Orang yang sederhana, meskipun terhadap perkara yang dibolehkan, dia sederhana juga. Ingat sajalah ketika Rasullullah s.a.w hidup, diperintahkan kepada ummat Islam supaya turut pula mengerjakan sembahyang malam “Qiyamul Lail” (Tahajjud). Tetapi kemudian karena ada yang mencari rezeki, berniaga dan ada yang akan pergi ke medan perang, perintah itu diringankan daripada yang semula, hanya diberatkan kepada nabi s.a.w saja.

Orang disuruh beribadah pada hari jum’at. Tetapi ibadat itu tidak menghalangi usaha sehari-hari.
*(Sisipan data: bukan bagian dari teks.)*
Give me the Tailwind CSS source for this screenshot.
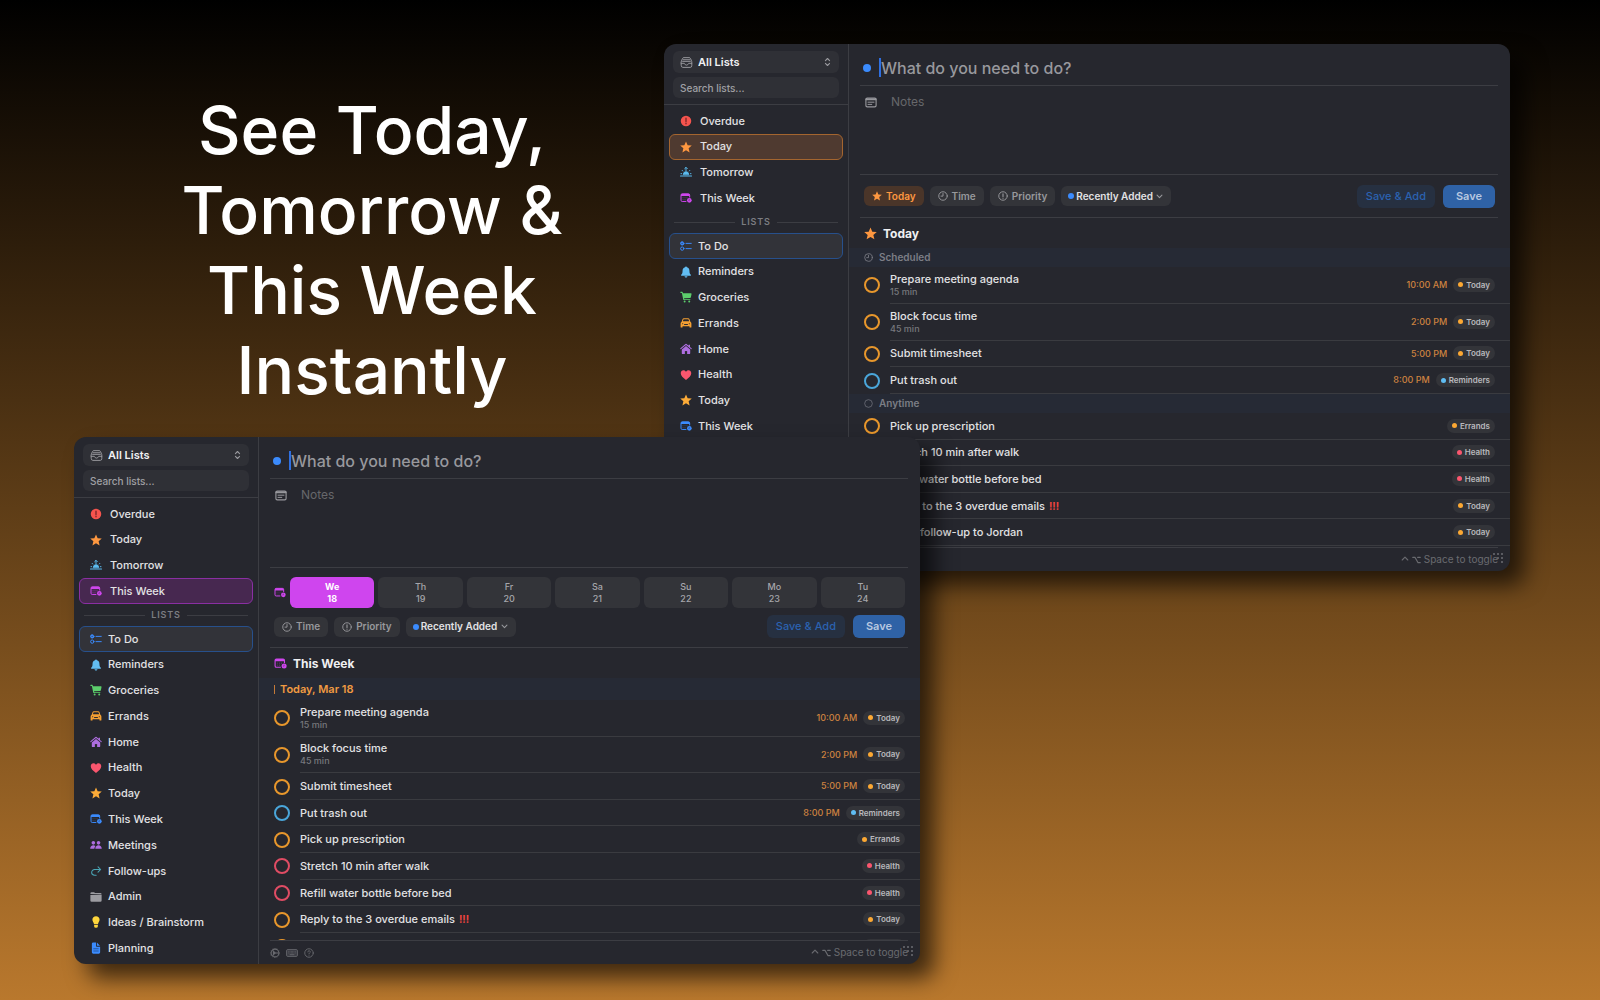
<!DOCTYPE html>
<html lang="en">
<head>
  <meta charset="utf-8">
  <title>See Today, Tomorrow &amp; This Week Instantly</title>
  <script src="https://cdn.jsdelivr.net/npm/@tailwindcss/browser@4"></script>
</head>
<body class="font-['Inter',sans-serif] antialiased">

  <!-- Icon set -->
  <svg class="hidden">
    <symbol id="tray" viewBox="0 0 16 16" fill="none" stroke="currentColor" stroke-width="1.2" stroke-linejoin="round" stroke-linecap="round">
      <path d="M1.5 7 3 3.2Q3.500 2 4.800 2h6.400q1.300 0 1.800 1.200L14.500 7v5q0 2-2 2h-9q-2 0-2-2z"/>
      <path d="M4 4.600h8M3.200 6.600h9.600M1.500 9h3.700q.5 0 .6.600a2.300 2.300 0 0 0 4.400 0q.1-.6.6-.6h3.700"/>
    </symbol>
    <symbol id="updown" viewBox="0 0 8 12" fill="none" stroke="currentColor" stroke-width="1.3" stroke-linecap="round" stroke-linejoin="round">
      <path d="M1.500 4.300 4 1.800l2.500 2.500M1.500 7.700 4 10.200l2.500-2.500"/>
    </symbol>
    <symbol id="alert" viewBox="0 0 16 16">
      <circle cx="8" cy="8" r="7" fill="currentColor"/>
      <path d="M8 4.200v4.600M8 11v.6" stroke="#7c2528" stroke-width="1.800" stroke-linecap="round"/>
    </symbol>
    <symbol id="star" viewBox="0 0 16 16" fill="currentColor">
      <path d="M8 .5l2.200 5.200 5.500.4-4.200 3.600 1.300 5.500L8 12.300l-4.800 2.900 1.300-5.500L.3 6.100l5.500-.4z"/>
    </symbol>
    <symbol id="sunrise" viewBox="0 0 18 16" fill="none" stroke="currentColor" stroke-width="1.400" stroke-linecap="round" stroke-linejoin="round">
      <path d="M9 6V1.300M7 3l2-2 2 2M3.300 5.600l.8.900M14.700 5.600l-.8.900M1.500 10.500h1M15.500 10.500h1"/>
      <path d="M5 11.500a4 4 0 0 1 8 0z" fill="currentColor"/>
      <path d="M.8 14h16.400" stroke-width="1.800"/>
    </symbol>
    <symbol id="calendar" viewBox="0 0 18 16">
      <path d="M9.500 13.200H3.300q-1.800 0-1.800-1.800V3.600q0-1.800 1.800-1.800h9.400q1.800 0 1.800 1.800v3.600" fill="none" stroke="currentColor" stroke-width="1.500"/>
      <path d="M1.500 5V3.300q0-1.500 1.800-1.500h9.400q1.800 0 1.800 1.500V5z" fill="currentColor"/>
      <path d="M4 7.500h1M7 7.500h1M10 7.500h1M4 10.300h1M7 10.300h1" stroke="currentColor" stroke-width="1.200" opacity=".6"/>
      <circle cx="14" cy="11.500" r="3.500" fill="currentColor"/>
      <path d="M14 9.700v2h-1.300" fill="none" stroke="#26272e" stroke-width=".8" opacity=".7"/>
    </symbol>
    <symbol id="checklist" viewBox="0 0 16 14" fill="none" stroke="currentColor" stroke-width="1.300" stroke-linecap="round">
      <circle cx="3" cy="3.500" r="2.200" fill="currentColor"/>
      <circle cx="3" cy="10.500" r="2.200"/>
      <path d="M8 3.500h7M8 10.500h7"/>
      <path d="M2.200 3.500l.6.700 1.100-1.400" stroke="#303138" stroke-width=".7"/>
    </symbol>
    <symbol id="bell" viewBox="0 0 16 16" fill="currentColor">
      <path d="M8 .6c.8 0 1.300.5 1.300 1.200 2.100.6 3.300 2.400 3.300 4.700 0 2.700.5 3.600 1.600 4.700.8.900.3 1.700-.6 1.700H2.400c-.9 0-1.400-.8-.6-1.700 1.100-1.100 1.600-2 1.600-4.700 0-2.300 1.200-4.100 3.300-4.700C6.700 1.100 7.200.6 8 .6zM6 13.700h4c-.2 1-1 1.700-2 1.700s-1.800-.7-2-1.700z"/>
    </symbol>
    <symbol id="cart" viewBox="0 0 16 16" fill="currentColor">
      <path d="M.4 1.800q0-.7.700-.7h1.700q.7 0 .9.800l.2 1h10.700q1 0 .8 1l-.9 4.300q-.2 1-1.200 1.100l-7.900.5.100.6q.1.500.6.500h7.300q.6 0 .6.600t-.6.600H5.600q-1.200 0-1.400-1.200L2.500 2.500H1.100q-.7 0-.7-.7z"/>
      <circle cx="6.200" cy="14" r="1.300"/><circle cx="12.300" cy="14" r="1.300"/>
    </symbol>
    <symbol id="car" viewBox="0 0 16 14">
      <path d="M3.200 2.200Q3.700.6 5.300.6h5.400q1.600 0 2.100 1.600l1 3q1.400.8 1.400 2.500v4.500q0 .8-.8.800h-1q-.8 0-.8-.8v-.9H3.400v.9q0 .8-.8.800h-1q-.8 0-.8-.8V7.700q0-1.700 1.400-2.500z" fill="currentColor"/>
      <path d="M4.400 2.600q.2-.7.900-.7h5.400q.7 0 .9.700l.6 2H3.800z" fill="#26272e"/>
      <path d="M6 9h4M3.500 8h.2M12.300 8h.2" stroke="#26272e" stroke-width="1.300" stroke-linecap="round"/>
    </symbol>
    <symbol id="home" viewBox="0 0 16 16">
      <path d="M7.300 1.200q.7-.6 1.400 0L11.500 3.600V2.300h1.800v2.900l2.100 1.800q.5.500.1 1t-1 .1L8 2.700 1.500 8.100q-.6.400-1-.1t.1-1z" fill="currentColor"/>
      <path d="M8 3.900l5.600 4.700v4.900q0 1.300-1.300 1.300H3.700q-1.300 0-1.300-1.300V8.600z" fill="currentColor"/>
      <path d="M6.500 14.800v-4h3v4z" fill="#26272e"/>
    </symbol>
    <symbol id="heart" viewBox="0 0 16 16" fill="currentColor">
      <path d="M8 14.600C4 11.600 1 9 1 5.600c0-2.200 1.600-3.900 3.600-3.900 1.500 0 2.700.8 3.400 2.100.7-1.300 1.900-2.100 3.400-2.100 2 0 3.600 1.700 3.600 3.900 0 3.400-3 6-7 9z"/>
    </symbol>
    <symbol id="people" viewBox="0 0 18 14" fill="currentColor">
      <circle cx="5" cy="3.800" r="2.700"/><circle cx="12.800" cy="3.800" r="2.700"/>
      <path d="M.3 12.200c0-2.600 2-4.700 4.700-4.700 1.300 0 2.400.4 3.200 1.200-1.100 1-1.700 2.300-1.600 4.100H.9q-.6 0-.6-.6zM8 12.200c0-2.600 2-4.700 4.800-4.700 2.700 0 4.800 2.100 4.800 4.700q0 .6-.6.600H8.600q-.6 0-.6-.6z"/>
    </symbol>
    <symbol id="followup" viewBox="0 0 16 14" fill="none" stroke="currentColor" stroke-width="1.400" stroke-linecap="round" stroke-linejoin="round">
      <path d="M14 5H6.200a4 4 0 0 0-4 4q0 3.500 4 3.600h2M10.700 1.500 14.200 5l-3.500 3.500"/>
    </symbol>
    <symbol id="folder" viewBox="0 0 16 14" fill="currentColor">
      <path d="M.5 3V2.500q0-1.700 1.700-1.700h3q.7 0 1.200.5l.6.500h6.800q1.700 0 1.700 1.700v.3zM.5 4.300h15v7.200q0 1.700-1.700 1.700H2.200q-1.700 0-1.700-1.700z"/>
    </symbol>
    <symbol id="bulb" viewBox="0 0 16 16" fill="currentColor">
      <path d="M8 .3c2.800 0 4.800 2 4.800 4.700 0 2.200-1.700 3.100-2 5.300q-.1.700-.8.700H6q-.7 0-.8-.7C4.900 8.100 3.200 7.200 3.200 5 3.200 2.300 5.200.3 8 .3zM5.500 11.900h5v1.700q0 2-2.500 2t-2.500-2z"/>
    </symbol>
    <symbol id="document" viewBox="0 0 16 16">
      <path d="M2.500 2.300q0-1.800 1.800-1.800H8v4.700q0 1 1 1h4.500v7.500q0 1.800-1.800 1.800H4.300q-1.800 0-1.800-1.800z" fill="currentColor"/>
      <path d="M9.200.7 13.300 5H9.700q-.5 0-.5-.5z" fill="currentColor"/>
      <path d="M5 9h6M5 12h6" stroke="#1d4c8f" stroke-width="1.100" stroke-linecap="round"/>
    </symbol>
    <symbol id="note" viewBox="0 0 16 14" fill="none" stroke="currentColor" stroke-linecap="round">
      <rect x="1.200" y="1.200" width="13.600" height="11.600" rx="1.800" stroke-width="1.500"/>
      <path d="M1.500 2.800h13" stroke-width="2.200"/>
      <path d="M4 6.600h8M4 9.500h5" stroke-width="1.300"/>
    </symbol>
    <symbol id="clock" viewBox="0 0 16 16" fill="none" stroke="currentColor" stroke-width="1.500" stroke-linecap="round">
      <circle cx="8" cy="8" r="6.800"/><path d="M8 4v4.200H4.800"/>
    </symbol>
    <symbol id="priority" viewBox="0 0 16 16" fill="none" stroke="currentColor" stroke-width="1.500" stroke-linecap="round">
      <circle cx="8" cy="8" r="6.800"/><path d="M8 4.500v4.300M8 11.200v.2" stroke-width="1.800"/>
    </symbol>
    <symbol id="chevron" viewBox="0 0 10 6" fill="none" stroke="currentColor" stroke-width="1.500" stroke-linecap="round" stroke-linejoin="round">
      <path d="M1.500 1 5 4.600 8.500 1"/>
    </symbol>
    <symbol id="circle" viewBox="0 0 16 16" fill="none" stroke="currentColor" stroke-width="1.200">
      <circle cx="8" cy="8" r="6.800"/>
    </symbol>
    <symbol id="gear" viewBox="0 0 16 16" fill="none" stroke="currentColor" stroke-width="1.700">
      <circle cx="8" cy="8" r="6.200"/><circle cx="8" cy="8" r="7.300" stroke-width="1" stroke-dasharray="1.400 1.460"/>
      <path d="M6.500 8h7.300M6.500 8 4.300 3.200M6.500 8l-2.200 4.800"/><circle cx="6.600" cy="8" r="1.400" fill="currentColor"/>
    </symbol>
    <symbol id="keyboard" viewBox="0 0 18 12">
      <rect x=".8" y=".8" width="16.400" height="10.400" rx="2" fill="currentColor" fill-opacity=".35" stroke="currentColor" stroke-width="1.200"/>
      <path d="M3.500 4h11M3.500 6h11" stroke="currentColor" stroke-width="1" stroke-dasharray="1 1"/>
      <path d="M5.500 8.500h7" stroke="currentColor" stroke-width="1.200"/>
    </symbol>
    <symbol id="help" viewBox="0 0 16 16" fill="none" stroke="currentColor" stroke-width="1.400" stroke-linecap="round">
      <circle cx="8" cy="8" r="6.800"/><path d="M6.200 6.300a1.900 1.900 0 1 1 2.700 1.700q-.9.500-.9 1.200M8 11.400v.1"/>
    </symbol>
    <symbol id="grip" viewBox="0 0 10 10" fill="currentColor">
      <circle cx="1" cy="1" r="1"/><circle cx="5" cy="1" r="1"/><circle cx="9" cy="1" r="1"/>
      <circle cx="5" cy="5" r="1"/><circle cx="9" cy="5" r="1"/><circle cx="9" cy="9" r="1"/>
    </symbol>
    <symbol id="option" viewBox="0 0 12 10" fill="none" stroke="currentColor" stroke-width="1.400" stroke-linecap="round" stroke-linejoin="round">
      <path d="M1 1.500h3L8 8.500h3M7.500 1.500H11"/>
    </symbol>
    <symbol id="control" viewBox="0 0 10 10" fill="none" stroke="currentColor" stroke-width="1.400" stroke-linecap="round" stroke-linejoin="round">
      <path d="M1.500 5 5 1.500 8.500 5"/>
    </symbol>
  </svg>

  <main class="relative min-h-screen overflow-hidden bg-linear-to-b/srgb from-black to-[#b9782d]">
    <h1 class="ml-[74px] w-[596px] pt-[90px] text-center text-[66px] leading-[80px] font-medium text-white">
      See Today,<br>Tomorrow &amp;<br>This Week<br>Instantly
    </h1>

    <section id="today-window" aria-label="Today" class="absolute top-[44px] left-[664px] flex h-[527px] w-[846px] overflow-hidden rounded-xl bg-[#26272e] shadow-[14px_14px_22px_rgba(0,0,0,0.65)]"></section>
    <section id="week-window" aria-label="This Week" class="absolute top-[437px] left-[74px] flex h-[527px] w-[846px] overflow-hidden rounded-xl bg-[#26272e] shadow-[14px_14px_22px_rgba(0,0,0,0.65)]"></section>
  </main>

  <script>
    const icon = (name, cls) => `<svg class="shrink-0 ${cls}" aria-hidden="true"><use href="#${name}"/></svg>`;

    const smartLists = [
      ['Overdue', 'alert', 'text-[#f5544e]'],
      ['Today', 'star', 'text-[#fd9740]'],
      ['Tomorrow', 'sunrise', 'text-[#5bbcf0]'],
      ['This Week', 'calendar', 'text-[#cf46ee]'],
    ];
    const lists = [
      ['To Do', 'checklist', 'text-[#3b8bfd]'],
      ['Reminders', 'bell', 'text-[#62bdf2]'],
      ['Groceries', 'cart', 'text-[#5cce6c]'],
      ['Errands', 'car', 'text-[#f5a033]'],
      ['Home', 'home', 'text-[#ae6ee0]'],
      ['Health', 'heart', 'text-[#f9566e]'],
      ['Today', 'star', 'text-[#fcab38]'],
      ['This Week', 'calendar', 'text-[#3b8bfd]'],
      ['Meetings', 'people', 'text-[#ae6ee0]'],
      ['Follow-ups', 'followup', 'text-[#4aa5b5]'],
      ['Admin', 'folder', 'text-[#9c9ca1]'],
      ['Ideas / Brainstorm', 'bulb', 'text-[#fdd53c]'],
      ['Planning', 'document', 'text-[#3b8bfd]'],
    ];
    const selected = {
      Today: 'border-[#a4652f] bg-[#4f3a30]',
      'This Week': 'border-[#8a2fa3] bg-[#472850]',
    };
    const dots = {
      Today: 'bg-[#fca833]', Errands: 'bg-[#fca833]', Reminders: 'bg-[#5fbdf3]', Health: 'bg-[#fa566e]',
    };
    const rings = {
      Today: 'border-[#e8972c]', Errands: 'border-[#e8972c]', Reminders: 'border-[#4aa6da]', Health: 'border-[#e04c64]',
    };

    const scheduled = [
      { title: 'Prepare meeting agenda', sub: '15 min', time: '10:00 AM', list: 'Today' },
      { title: 'Block focus time', sub: '45 min', time: '2:00 PM', list: 'Today' },
      { title: 'Submit timesheet', time: '5:00 PM', list: 'Today' },
      { title: 'Put trash out', time: '8:00 PM', list: 'Reminders' },
    ];
    const anytime = [
      { title: 'Pick up prescription', list: 'Errands' },
      { title: 'Stretch 10 min after walk', list: 'Health' },
      { title: 'Refill water bottle before bed', list: 'Health' },
      { title: 'Reply to the 3 overdue emails', urgent: true, list: 'Today' },
      { title: 'Send follow-up to Jordan', list: 'Today' },
    ];

    const navItem = ([name, glyph, color], box, gap) => `
      <li class="flex min-h-0 flex-1">
        <a href="#" class="flex w-full items-center rounded-md border pl-[10px] ${gap} ${box}">
          ${icon(glyph, `h-3 w-3 ${color}`)}${name}
        </a>
      </li>`;

    const sidebar = (active) => `
      <nav class="flex w-[185px] shrink-0 flex-col border-r border-[#3c3d43] text-[11px] font-medium text-[#e2e2e4]">
        <div class="flex flex-col gap-1 border-b border-[#3c3d43] px-[9px] pt-[7px] pb-[6px]">
          <label class="relative flex h-[22px] items-center rounded-md bg-[#2f3036]">
            <span class="pointer-events-none absolute left-[7px] text-[#98989d]">${icon('tray', 'h-[13px] w-[13px]')}</span>
            <select aria-label="List group" class="h-full w-full appearance-none pl-[25px] font-semibold text-[#f0f0f2]"><option>All Lists</option></select>
            <span class="pointer-events-none absolute right-2 text-[#98989d]">${icon('updown', 'h-[10px] w-[7px]')}</span>
          </label>
          <input type="search" aria-label="Search lists" placeholder="Search lists..." class="h-[21px] rounded-md bg-[#2f3036] px-[7px] text-[10px] placeholder:text-[#a0a0a5]">
        </div>
        <ul class="mx-[5px] mt-[3px] flex h-[103px] flex-col">
          ${smartLists.map(l => navItem(l, l[0] === active ? selected[active] : 'border-transparent', 'gap-2')).join('')}
        </ul>
        <div class="mx-[10px] flex h-[22px] items-center gap-[6px] text-[9px] leading-3 font-semibold tracking-widest text-[#7c7d82]">
          <hr class="flex-1 border-[#3c3d43]">LISTS<hr class="flex-1 border-[#3c3d43]">
        </div>
        <ul class="mx-[5px] mb-[3px] flex min-h-0 flex-1 flex-col">
          ${lists.map((l, i) => navItem(l, i ? 'border-transparent' : 'border-[#27508c] bg-[#323339]', 'gap-[6px]')).join('')}
        </ul>
      </nav>`;

    const taskRow = (t) => `
      <li class="flex min-h-0 pl-[15px] ${t.sub ? 'flex-[11_1_0%]' : 'flex-[8_1_0%]'}">
        <label class="flex min-w-0 flex-1 items-center gap-[10px]">
          <input type="checkbox" class="h-4 w-4 shrink-0 appearance-none rounded-full border-2 ${rings[t.list]}">
          <span class="flex h-full flex-1 items-center border-b border-[#3a3b40] pr-[15px]">
            <span class="flex-1">
              <span class="block text-[11px] leading-[14px] font-medium text-[#e2e2e4]">${t.title}${t.urgent ? '<b class="ml-1 text-[10px] font-bold text-[#f0443f]">!!!</b>' : ''}</span>
              ${t.sub ? `<span class="block text-[9px] leading-3 font-medium text-[#77787d]">${t.sub}</span>` : ''}
            </span>
            ${t.time ? `<time class="mr-[6px] text-[9px] font-medium text-[#cd8240]">${t.time}</time>` : ''}
            <span class="flex h-[14px] items-center gap-[3px] rounded-full bg-[#333439] px-[5px] text-[8px] font-semibold text-[#b9b9bd]">
              <i class="h-[5px] w-[5px] rounded-full ${dots[t.list]}"></i>${t.list}
            </span>
          </span>
        </label>
      </li>`;

    const chip = (glyph, text, cls) => `
      <button class="flex h-5 items-center gap-[4px] rounded-md px-2 ${cls}">${icon(glyph, 'h-[10px] w-[10px]')}${text}</button>`;

    const toolbar = (first) => `
      <div class="flex items-center gap-[6px] px-[15px] text-[10px] font-semibold">
        ${first}
        ${chip('clock', 'Time', 'bg-[#333439] text-[#97989c]')}
        ${chip('priority', 'Priority', 'bg-[#333439] text-[#97989c]')}
        <label class="relative flex h-5 items-center rounded-md bg-[#333439]">
          <i class="pointer-events-none absolute left-[7px] h-[6px] w-[6px] rounded-full bg-[#3b8bfd]"></i>
          <select aria-label="Sort order" class="h-full appearance-none pr-[18px] pl-[15px] text-[#e2e2e4]"><option>Recently Added</option></select>
          <span class="pointer-events-none absolute right-2 text-[#97989c]">${icon('chevron', 'h-[5px] w-[7px]')}</span>
        </label>
        <button class="ml-auto h-[23px] rounded-md bg-[#263041] px-[9px] text-[11px] font-medium text-[#2b62b0]">Save &amp; Add</button>
        <button class="ml-[2px] h-[23px] rounded-md bg-[#2f62a6] px-[13px] text-[11px] text-[#b8c8e0]">Save</button>
      </div>`;

    const panel = (tools, body) => `
      <div class="flex min-w-0 flex-1 flex-col">
        <label class="mr-3 ml-[11px] flex h-[42px] items-center border-b border-[#3c3d43] pt-[6px]">
          <i class="ml-[3px] h-2 w-2 rounded-full bg-[#3b8bfd]"></i>
          <i class="ml-2 h-[19px] w-[2px] bg-[#2f6fe0]"></i>
          <input aria-label="Task" placeholder="What do you need to do?" class="min-w-0 flex-1 text-[16px] font-medium placeholder:text-[#98989d]">
        </label>
        <label class="mr-3 ml-[11px] flex h-[89px] border-b border-[#3c3d43] pt-2 pl-[5px] text-[#98989d]">
          ${icon('note', 'mt-[3px] h-[11px] w-3')}
          <textarea aria-label="Notes" placeholder="Notes" class="ml-[14px] flex-1 resize-none text-[12px] leading-4 placeholder:text-[#66676b]"></textarea>
        </label>
        ${tools}
        <div class="flex min-h-0 flex-1 flex-col overflow-hidden">${body}</div>
        <footer class="mr-3 ml-[11px] flex h-[24px] shrink-0 items-center gap-[6px] border-t border-[#3c3d43] text-[10px] text-[#6a6b70]">
          ${icon('gear', 'h-[10px] w-[10px]')}${icon('keyboard', 'h-[8px] w-3')}${icon('help', 'h-[10px] w-[10px]')}
          <span class="ml-auto flex items-center gap-[3px]">${icon('control', 'h-2 w-2')}${icon('option', 'h-2 w-[9px]')}Space to toggle</span>
        </footer>
        <span class="absolute right-[7px] bottom-[8px] text-[#6d6e73]">${icon('grip', 'h-[10px] w-[10px]')}</span>
      </div>`;

    const group = (height, tasks) => `<ul class="flex shrink-0 flex-col ${height}">${tasks.map(taskRow).join('')}</ul>`;
    const heading = (glyph, color, text) => `
      <h2 class="flex h-[30px] shrink-0 items-center gap-[6px] pt-px pl-[15px] text-[12px] font-bold text-[#f0f0f2]">${icon(glyph, `h-[13px] w-[13px] ${color}`)}${text}</h2>`;
    const band = (glyph, text) => `
      <h3 class="flex h-[19px] shrink-0 items-center gap-[6px] bg-[#262a35] pl-[15px] text-[10px] font-semibold text-[#7c7e86]">${icon(glyph, 'h-[9px] w-[9px]')}${text}</h3>`;

    const days = [['We', 18], ['Th', 19], ['Fr', 20], ['Sa', 21], ['Su', 22], ['Mo', 23], ['Tu', 24]];

    document.getElementById('today-window').innerHTML = sidebar('Today') + panel(
      `<div class="flex h-[42px] flex-col justify-center">${toolbar(chip('star', 'Today', 'bg-[#4a3529] text-[#fd9740]'))}</div>
      <hr class="mr-3 ml-[11px] border-[#3c3d43]">`,
      heading('star', 'text-[#fd9740]', 'Today') +
      band('clock', 'Scheduled') + group('h-[127px]', scheduled) +
      band('circle', 'Anytime') + group('h-[133px]', anytime)
    );

    document.getElementById('week-window').innerHTML = sidebar('This Week') + panel(
      `<div class="flex items-center gap-1 pt-[9px] pr-[15px] pb-[7px] pl-[15px]">
        ${icon('calendar', 'h-[11px] w-[12px] text-[#cf46ee]')}
        ${days.map(([d, n], i) => `
          <button class="h-[31px] flex-1 rounded-md text-[9px] leading-3 ${i ? 'bg-[#333439] font-medium text-[#a6a6ab]' : 'bg-[#cf45ee] font-bold text-white'}">${d}<br>${n}</button>`).join('')}
      </div>
      ${toolbar('')}
      <hr class="mt-[9px] mr-3 ml-[11px] border-[#3c3d43]">`,
      heading('calendar', 'text-[#cf46ee]', 'This Week') +
      `<h3 class="flex h-[22px] shrink-0 items-center gap-[5px] bg-[#262a35] pl-[15px] text-[11px] font-semibold text-[#f09a42]"><i class="h-[9px] w-px bg-[#c47a38]"></i>Today, Mar 18</h3>` +
      group('h-[233px]', [...scheduled, ...anytime.slice(0, 4)]) +
      group('h-[27px]', anytime.slice(4))
    );
  </script>
</body>
</html>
Bekerjalah dari pagi sampai tengah hari. Tetapi kalau telah terdengar azan di masjid menyeru sembahyang, hendaklah segera pergi sembahyang dan segera tinggalkan perniagaan itu. Kelak setelah selesai mengerjakan sembahyang, lekas pulang ke tempat perniagaan atau perusahaan itu, untuk mencari rezeki yang telah disediakan Allah.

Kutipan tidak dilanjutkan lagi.